Mr. Robertson: I am grateful to the Minister for that response, but over the last 10 years, farmers have seen their share of the retail price of milk fall from 60 per cent. to 40 per cent. That perhaps explains why two of the largest dairy farmers in my constituency have given up producing milk, and I suspect that more will follow suit. A short while ago, the Secretary of State said that it would be regrettable to introduce a fuel transport obligation because that would suck in imports, but if farmers are going to go out of business, that is surely what is going to happen with milk. When I meet my farmers in the near future, what can I say to them? Given the current dire position, what hope can I give them for the future?
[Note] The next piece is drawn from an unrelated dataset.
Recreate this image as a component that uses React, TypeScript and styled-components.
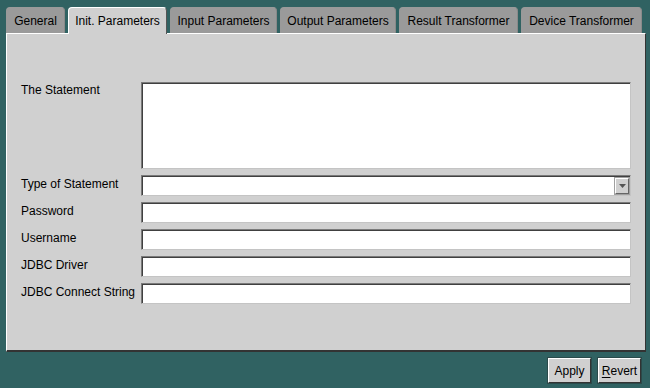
import React from 'react';
import styled, { createGlobalStyle } from 'styled-components';

const GlobalStyle = createGlobalStyle`
  html, body {
    margin: 0;
    padding: 0;
    background: #306262;
  }
  body {
    font-family: 'Liberation Sans', Arial, sans-serif;
    font-size: 12px;
    color: #000;
  }
`;

const Window = styled.div`
  box-sizing: border-box;
  width: 650px;
  height: 388px;
  padding: 7px 4px 0 6px;
  display: flex;
  flex-direction: column;
  background: #306262;
`;

const TabBar = styled.div`
  display: flex;
  gap: 3px;
  height: 26px;
  align-items: flex-end;
`;

const Tab = styled.div<{ $active?: boolean; $width: number }>`
  box-sizing: border-box;
  position: relative;
  z-index: ${({ $active }) => ($active ? 2 : 0)};
  width: ${({ $width }) => $width}px;
  height: ${({ $active }) => ($active ? '27px' : '26px')};
  margin-bottom: ${({ $active }) => ($active ? '-1px' : '0')};
  display: flex;
  align-items: center;
  justify-content: center;
  padding-bottom: ${({ $active }) => ($active ? '1px' : '0')};
  border-radius: 4px 4px 0 0;
  background: ${({ $active }) => ($active ? '#d0d0d0' : '#9a9a9a')};
  border-top: 1px solid ${({ $active }) => ($active ? '#ffffff' : '#9a9a9a')};
  border-left: 1px solid ${({ $active }) => ($active ? '#ffffff' : '#9a9a9a')};
  border-right: 1px solid ${({ $active }) => ($active ? '#555555' : '#8a8a8a')};
  white-space: nowrap;
  cursor: default;
`;

const Panel = styled.div`
  box-sizing: border-box;
  width: 640px;
  height: 319px;
  background: #d0d0d0;
  border-top: 1px solid #ffffff;
  border-left: 1px solid #ffffff;
  border-right: 1px solid #333333;
  border-bottom: 2px solid #333333;
  padding: 48px 14px 0 14px;
`;

const Form = styled.div`
  display: grid;
  grid-template-columns: 121px 1fr;
  row-gap: 6px;
  align-items: center;
`;

const Label = styled.label<{ $top?: boolean }>`
  align-self: ${({ $top }) => ($top ? 'start' : 'center')};
  padding-top: ${({ $top }) => ($top ? '1px' : '0')};
  padding-bottom: ${({ $top }) => ($top ? '0' : '3px')};
  line-height: 14px;
  white-space: nowrap;
`;

const fieldBorder = `
  box-sizing: border-box;
  border-style: solid;
  border-width: 1px;
  border-color: #7a7a7a #c4c4c4 #c4c4c4 #7a7a7a;
  box-shadow: inset 1px 1px 0 #404040, inset -1px -1px 0 #ffffff;
  background: #ffffff;
  margin: 0;
  outline: none;
  font-family: 'Liberation Sans', Arial, sans-serif;
  font-size: 12px;
`;

const TextInput = styled.input`
  ${fieldBorder}
  width: 490px;
  height: 21px;
  margin-left: -1px;
  padding: 0 4px;
`;

const TextArea = styled.textarea`
  ${fieldBorder}
  display: block;
  width: 490px;
  height: 87px;
  margin-left: -1px;
  resize: none;
  padding: 3px 4px;
`;

const Combo = styled.div`
  ${fieldBorder}
  width: 490px;
  height: 21px;
  margin-left: -1px;
  display: flex;
  justify-content: flex-end;
  padding: 2px 1px 1px 2px;
`;

const ComboButton = styled.div`
  box-sizing: border-box;
  width: 14px;
  height: 100%;
  background: #d0d0d0;
  border-style: solid;
  border-width: 1px;
  border-color: #ffffff #666666 #666666 #ffffff;
  box-shadow: 0 0 0 1px #a0a0a0;
  display: flex;
  align-items: center;
  justify-content: center;
`;

const ButtonRow = styled.div`
  display: flex;
  justify-content: flex-end;
  gap: 7px;
  padding: 6px 5px 0 0;
`;

const Button = styled.button`
  box-sizing: border-box;
  width: 43px;
  height: 25px;
  padding: 0;
  background: #d0d0d0;
  border-style: solid;
  border-width: 1px;
  border-color: #ffffff #333333 #333333 #ffffff;
  box-shadow: 0 0 0 1px #2a4a4a;
  font-family: 'Liberation Sans', Arial, sans-serif;
  font-size: 12px;
  color: #000;
  cursor: default;
  u {
    text-decoration: underline;
    text-underline-offset: 2px;
  }
`;

const tabs = [
  { name: 'General', width: 59 },
  { name: 'Init. Parameters', width: 99 },
  { name: 'Input Parameters', width: 107 },
  { name: 'Output Parameters', width: 116 },
  { name: 'Result Transformer', width: 119 },
  { name: 'Device Transformer', width: 121 },
];

const fields = ['Password', 'Username', 'JDBC Driver', 'JDBC Connect String'];

const App = () => {
  return (
    <Window>
      <GlobalStyle />
      <TabBar>
        {tabs.map((t) => (
          <Tab key={t.name} $width={t.width} $active={t.name === 'Init. Parameters'}>
            {t.name}
          </Tab>
        ))}
      </TabBar>
      <Panel>
        <Form>
          <Label $top>The Statement</Label>
          <TextArea defaultValue="" />
          <Label>Type of Statement</Label>
          <Combo>
            <ComboButton>
              <svg width="7" height="4" viewBox="0 0 7 4">
                <path d="M0 0h7L3.5 4z" fill="#555" />
              </svg>
            </ComboButton>
          </Combo>
          {fields.map((f) => (
            <React.Fragment key={f}>
              <Label>{f}</Label>
              <TextInput defaultValue="" />
            </React.Fragment>
          ))}
        </Form>
      </Panel>
      <ButtonRow>
        <Button>Apply</Button>
        <Button>
          <u>R</u>evert
        </Button>
      </ButtonRow>
    </Window>
  );
};

export default App;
Alun Michael: In the first instance, I point again to the Milk Development Council's report published in August, which has two extremely interesting tables. One shows the prices and margins over the last 10 years, while the second goes back 20 years and more. They demonstrate that the variations have increased the take from supermarkets in the last 10 years, but that the margins are closer if we go back over 20 years. These are complex issues.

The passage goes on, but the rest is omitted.